Chinese imports of equipment to make semiconductors hit a record for the first seven months of this year as the Asian nation’s companies continue to ramp up their purchases in case the US and its allies further block them from buying.
Chinese firms imported almost $26 billion worth of chipmaking machinery, according to fresh trade data released by China’s General Administration of Customs this week. That surpassed the previous high mark in 2021 and comes as American, Japanese and Dutch officials work on increasing restrictions on Chinese companies.
Chinese purchases from firms such as Tokyo Electron Ltd., ASML Holding NV and Applied Materials Inc. have soared in the past year. During the period, Chinese companies bought more lower-end equipment after the US and its allies tightened controls on their access to the most cutting-edge technology. That spending spree has helped drive Dutch exports to China to new highs, exceeding $2 billion in July for only the second time on record.

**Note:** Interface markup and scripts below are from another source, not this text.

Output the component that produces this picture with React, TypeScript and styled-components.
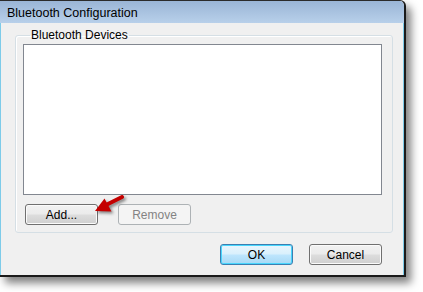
import styled, { createGlobalStyle, css } from "styled-components";

const GlobalStyle = createGlobalStyle`
  html, body {
    margin: 0;
    padding: 0;
    background: #ffffff;
  }
  body {
    font-family: "Liberation Sans", Arial, sans-serif;
    font-size: 12px;
    color: #000;
  }
`;

const Page = styled("div")`
  position: relative;
  width: 423px;
  height: 292px;
  overflow: hidden;
`;

const Frame = styled("div")`
  width: 406px;
  height: 277px;
  box-sizing: border-box;
  border-top: 1px solid #2b2b2b;
  border-right: 2px solid #1a1a1a;
  border-bottom: 2px solid #1a1a1a;
  border-top-right-radius: 6px;
  box-shadow: 5px 6px 9px rgba(0, 0, 0, 0.5);
  display: flex;
  flex-direction: column;
  overflow: hidden;
  background: #f0f0f0;
`;

const TitleBar = styled("div")`
  height: 21px;
  flex: none;
  display: flex;
  align-items: center;
  padding-left: 7px;
  padding-top: 1px;
  background: linear-gradient(#9ab5d6, #b8d0ea);
  font-size: 12.5px;
`;

const Client = styled("div")`
  flex: 1;
  display: flex;
  flex-direction: column;
  border-left: 1px solid #7dcbe9;
  border-right: 1px solid #7dcbe9;
  border-bottom: 1px solid #7dcbe9;
  padding: 5px 10px 10px 14px;
`;

const GroupBox = styled("fieldset")`
  margin: 0;
  padding: 2px 10px 7px 7px;
  border: 1px solid #d5dfe5;
  border-radius: 3px;
  box-shadow: inset 1px 1px 0 #ffffff;
  display: flex;
  flex-direction: column;
  gap: 9px;
`;

const Legend = styled("legend")`
  padding: 0 1px;
  margin-left: 7px;
  font-size: 12px;
  line-height: 14px;
`;

const ListBox = styled("div")`
  height: 149px;
  background: #ffffff;
  border: 1px solid #828790;
`;

const Row = styled("div")<{ $end?: boolean; $gap: number }>`
  display: flex;
  gap: ${(p) => p.$gap}px;
  ${(p) =>
    p.$end
      ? css`
          justify-content: flex-end;
          margin-top: 11px;
          padding-right: 11px;
        `
      : css`
          padding-left: 2px;
        `}
`;

const Button = styled("div")<{ $variant?: "default" | "disabled" }>`
  width: 73px;
  height: 21px;
  box-sizing: border-box;
  display: flex;
  align-items: center;
  justify-content: center;
  border-radius: 3px;
  font-size: 12px;
  border: 1px solid #707070;
  box-shadow: inset 0 0 0 1px #fbfbfb;
  background: linear-gradient(#f2f2f2 0%, #ebebeb 48%, #dddddd 52%, #cfcfcf 100%);
  ${(p) =>
    p.$variant === "default" &&
    css`
      border-color: #3c7fb1;
      box-shadow: inset 0 0 0 1px #48d6fd;
      background: linear-gradient(#eaf6fd 0%, #d9f0fc 48%, #bee6fd 52%, #a7d9f5 100%);
    `}
  ${(p) =>
    p.$variant === "disabled" &&
    css`
      border-color: #adb2b5;
      box-shadow: none;
      background: #f4f4f4;
      color: #838383;
    `}
`;

const Arrow = styled("svg")`
  position: absolute;
  left: 92px;
  top: 192px;
  width: 34px;
  height: 24px;
  overflow: visible;
  filter: drop-shadow(2px 2px 1.5px rgba(0, 0, 0, 0.45));
`;

export default function App() {
  return (
    <>
      <GlobalStyle />
      <Page>
        <Frame>
          <TitleBar>Bluetooth Configuration</TitleBar>
          <Client>
            <GroupBox>
              <Legend>Bluetooth Devices</Legend>
              <ListBox />
              <Row $gap={20}>
                <Button>Add...</Button>
                <Button $variant="disabled">Remove</Button>
              </Row>
            </GroupBox>
            <Row $end $gap={16}>
              <Button $variant="default">OK</Button>
              <Button>Cancel</Button>
            </Row>
          </Client>
        </Frame>
        <Arrow viewBox="0 0 34 24">
          <line x1="14" y1="13" x2="30" y2="5" stroke="#c40000" strokeWidth="4" strokeLinecap="round" />
          <polygon points="3,19 12.5,6.5 19.5,19.5" fill="#c40000" />
        </Arrow>
      </Page>
    </>
  );
}
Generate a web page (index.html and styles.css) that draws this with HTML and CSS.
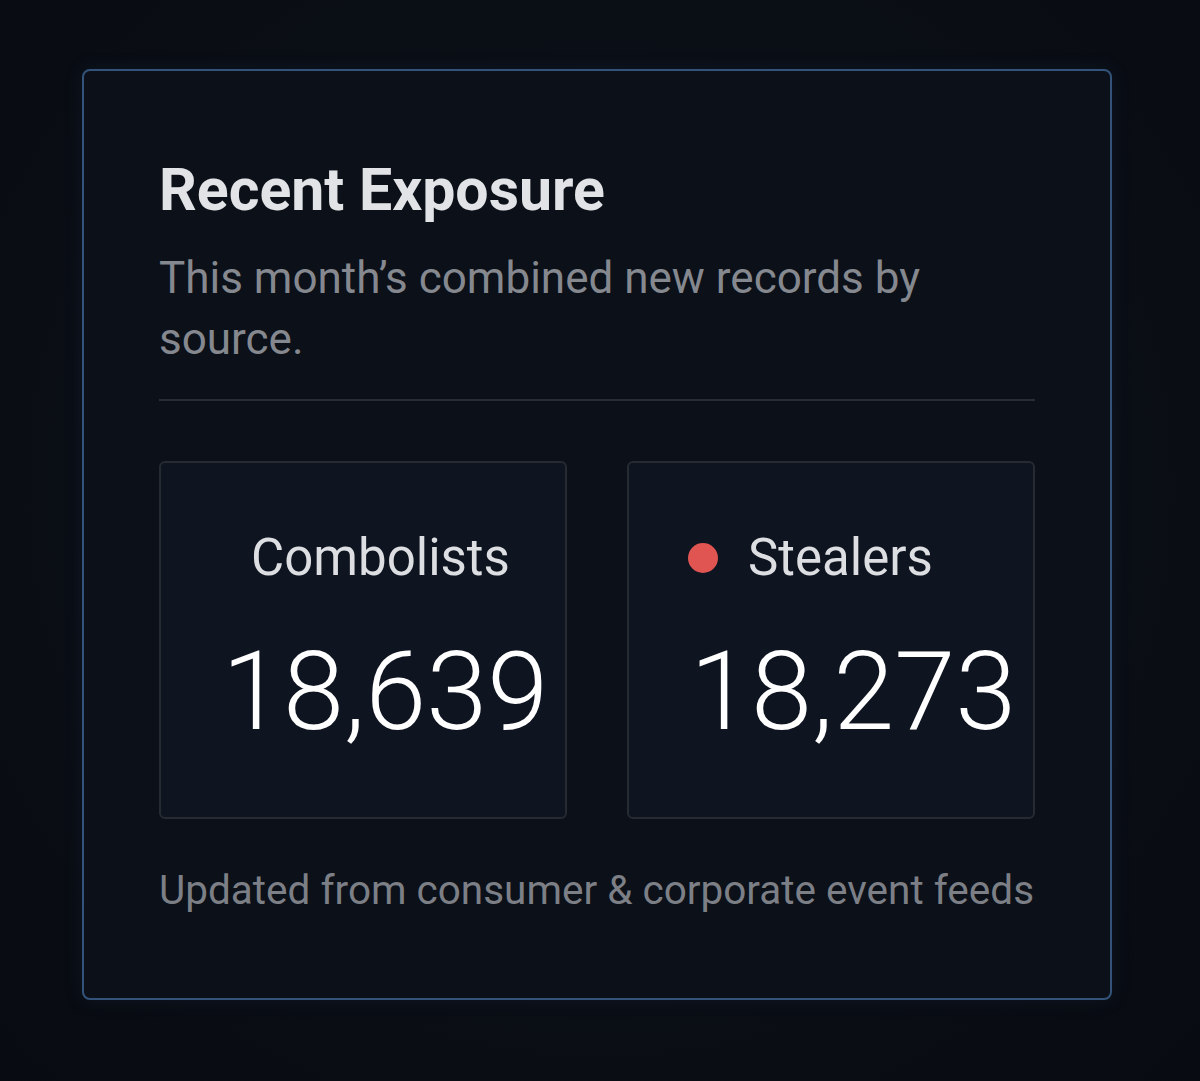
FILE: index.html
```html
<!DOCTYPE html>
<html>
<head>
<meta charset="utf-8">
<link rel="stylesheet" href="styles.css">
</head>
<body>
<div class="page">
  <section class="card">
    <h1 class="title">Recent Exposure</h1>
    <p class="subtitle">This month’s combined new records by source.</p>
    <div class="divider"></div>
    <div class="stats">
      <div class="stat stat-combo">
        <div class="label">Combolists</div>
        <div class="value">18,639</div>
      </div>
      <div class="stat stat-steal">
        <div class="label"><span class="dot"></span>Stealers</div>
        <div class="value">18,273</div>
      </div>
    </div>
    <p class="footer">Updated from consumer &amp; corporate event feeds</p>
  </section>
</div>
</body>
</html>
```

FILE: styles.css
```css
html, body {
  margin: 0;
  padding: 0;
  height: 100%;
}
body {
  background: radial-gradient(ellipse at 50% 45%, #0c111a 0%, #0a0e15 60%, #080b11 100%);
  font-family: Roboto, "Noto Sans", "Liberation Sans", sans-serif;
  color: #e4e6ea;
}
.page {
  padding: 69px 0 0 82px;
}
.card {
  box-sizing: border-box;
  width: 1030px;
  height: 931px;
  border: 2px solid #33537a;
  border-radius: 8px;
  background: #0b1019;
  box-shadow: 0 0 18px rgba(30, 60, 100, 0.2);
  padding: 87px 75px 0 75px;
}
.title {
  margin: 0;
  font-size: 59px;
  line-height: 64px;
  font-weight: 700;
  color: #e2e3e6;
}
.subtitle {
  margin: 26px 0 0 0;
  font-size: 44px;
  line-height: 61px;
  color: #85888e;
}
.divider {
  height: 2px;
  background: #2a2d33;
  margin-top: 29px;
}
.stats {
  display: grid;
  grid-template-columns: 1fr 1fr;
  gap: 60px;
  margin-top: 60px;
}
.stat {
  box-sizing: border-box;
  height: 358px;
  border: 2px solid #262a31;
  border-radius: 6px;
  background: #0e1420;
  padding-top: 67px;
}
.label {
  display: flex;
  align-items: center;
  font-size: 51px;
  line-height: 56px;
  color: #dcdee2;
}
.stat-combo .label { padding-left: 90px; }
.stat-steal .label { padding-left: 59px; }
.dot {
  width: 30px;
  height: 30px;
  border-radius: 50%;
  background: #e05552;
  margin-right: 30px;
}
.value {
  font-size: 110px;
  font-weight: 300;
  line-height: 120px;
  color: #ffffff;
  margin-top: 46px;
  padding-left: 61px;
}
.footer {
  margin: 47px 0 0 0;
  font-size: 40.5px;
  line-height: 48px;
  color: #7c7f85;
}
```
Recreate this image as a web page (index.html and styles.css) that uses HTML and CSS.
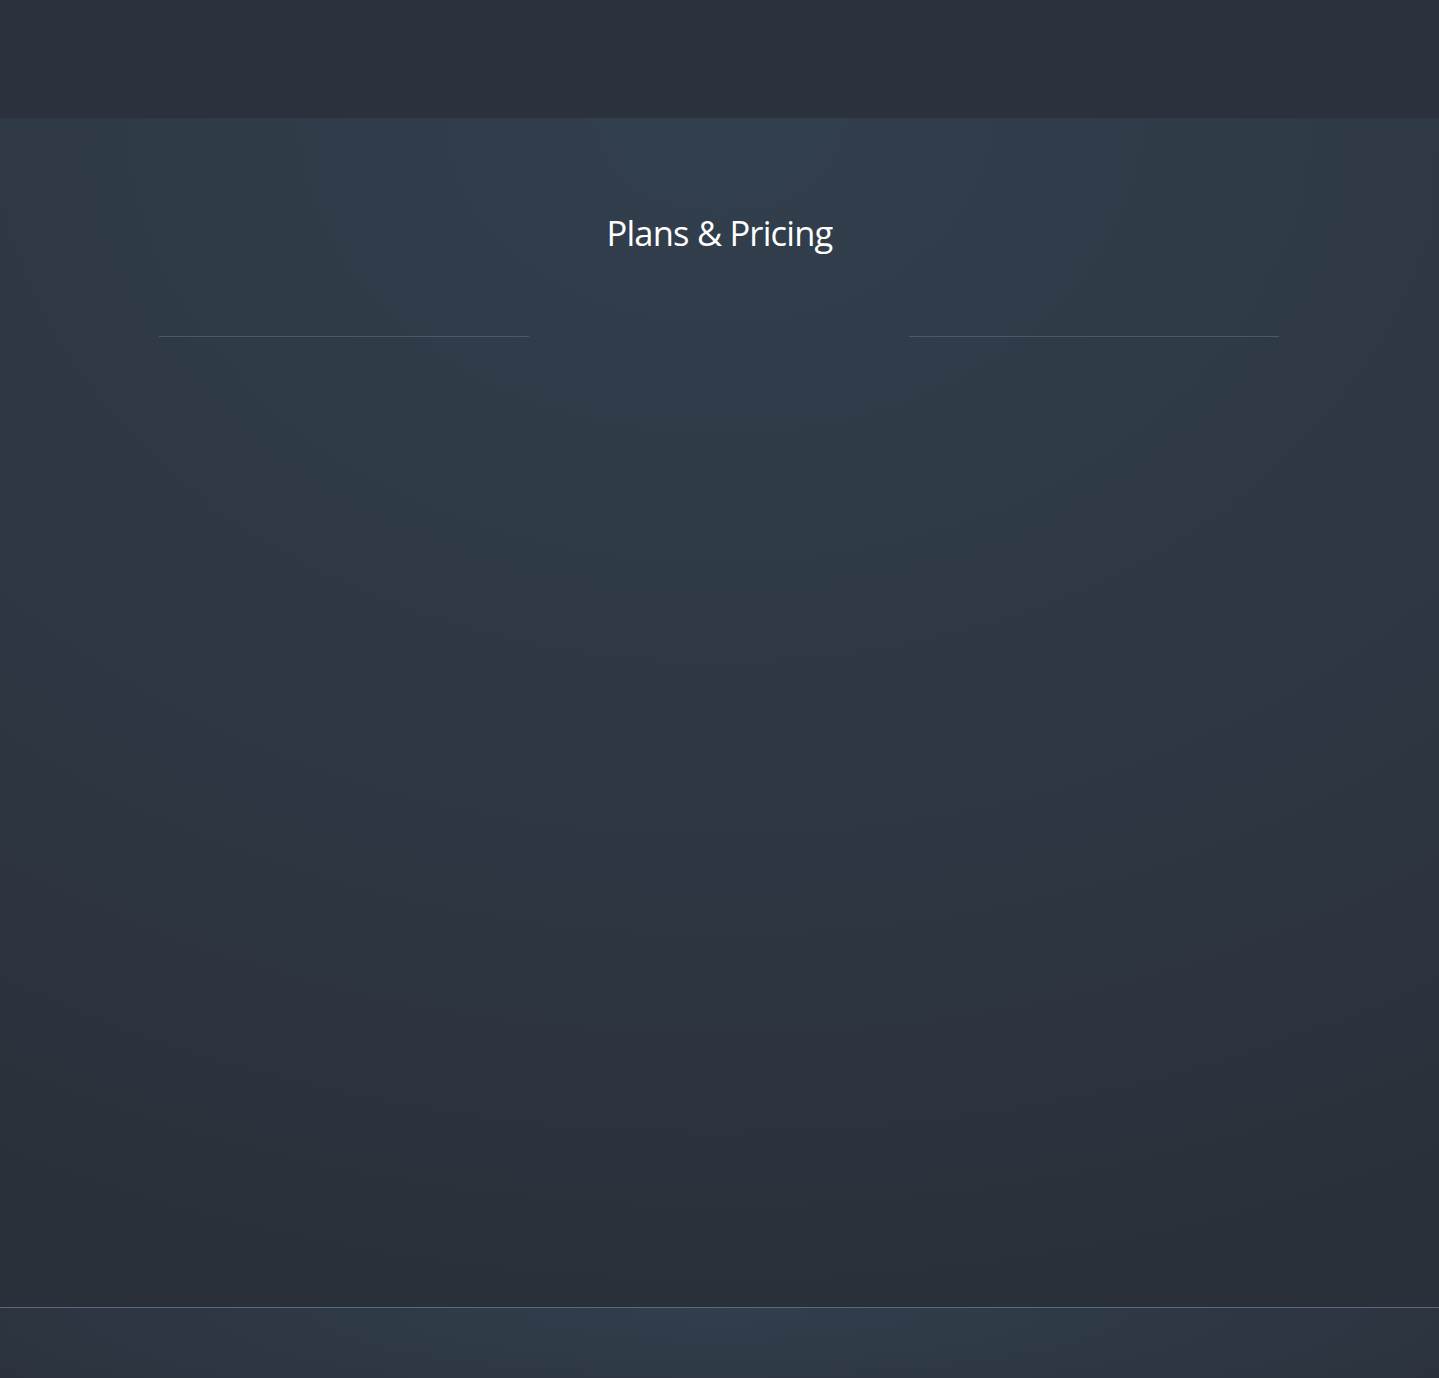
FILE: index.html
```html
<!DOCTYPE html>
<html lang="en">
<head>
<meta charset="utf-8">
<title>Plans &amp; Pricing</title>
<link rel="stylesheet" href="styles.css">
</head>
<body>
<header class="topbar"></header>
<main class="pricing">
  <h1 class="pricing-title">Plans &amp; Pricing</h1>
  <div class="plans">
    <div class="plan plan-side"></div>
    <div class="plan plan-featured"></div>
    <div class="plan plan-side"></div>
  </div>
</main>
<footer class="footer"></footer>
</body>
</html>
```
FILE: styles.css
```css
html, body {
  margin: 0;
  padding: 0;
}
body {
  background: #2b303b;
  font-family: "Open Sans", "Noto Sans", sans-serif;
  min-height: 1378px;
}
.topbar {
  height: 118px;
  background: #2b313d;
}
.pricing {
  height: 1189px;
  box-sizing: border-box;
  padding-top: 93px;
  background: radial-gradient(ellipse 110% 100% at 50% 0%, #323f4d 0%, #2f3946 45%, #2c333e 85%, #293039 100%);
}
.pricing-title {
  margin: 0;
  text-align: center;
  color: #ffffff;
  font-weight: 400;
  font-size: 34.5px;
  line-height: 44px;
  letter-spacing: -0.8px;
}
.plans {
  margin-top: 81px;
  display: grid;
  grid-template-columns: 370px 380px 370px;
  justify-content: center;
  padding-right: 1px;
}
.plan {
  height: 400px;
}
.plan-side {
  border-top: 1px solid #4a5a6d;
}
.footer {
  height: 71px;
  border-top: 1px solid #5b6979;
  background: radial-gradient(ellipse 60% 200% at 50% 0%, #323e4c 0%, #2e3845 55%, #2b323d 100%);
}
```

Dutch company ASML’s sales to China surged 21% in the second quarter to hit almost half of its total revenue, with sales consisting of unrestricted older systems as Beijing pushes to make more mature types of semiconductors. ASML is the sole supplier of the most advanced lithography equipment required to make cutting-edge chips. China’s Semiconductor Manufacturing International Corp. relied on ASML’s older generation of lithography machines to achieve a technological breakthrough last year, Bloomberg News has reported.
Chinese chipmakers are expected to grow their output by 14% to 10.1 million wafers per month in 2025, or nearly a third of the global industry’s production, after achieving a 15% increase this year, trade group SEMI estimated in June.
The US has been tightening rules that would restrict China’s progress in critical technologies including semiconductors and AI. Those measures include repeated rounds of export controls limiting the sale of advanced chips and equipment capable of making those components.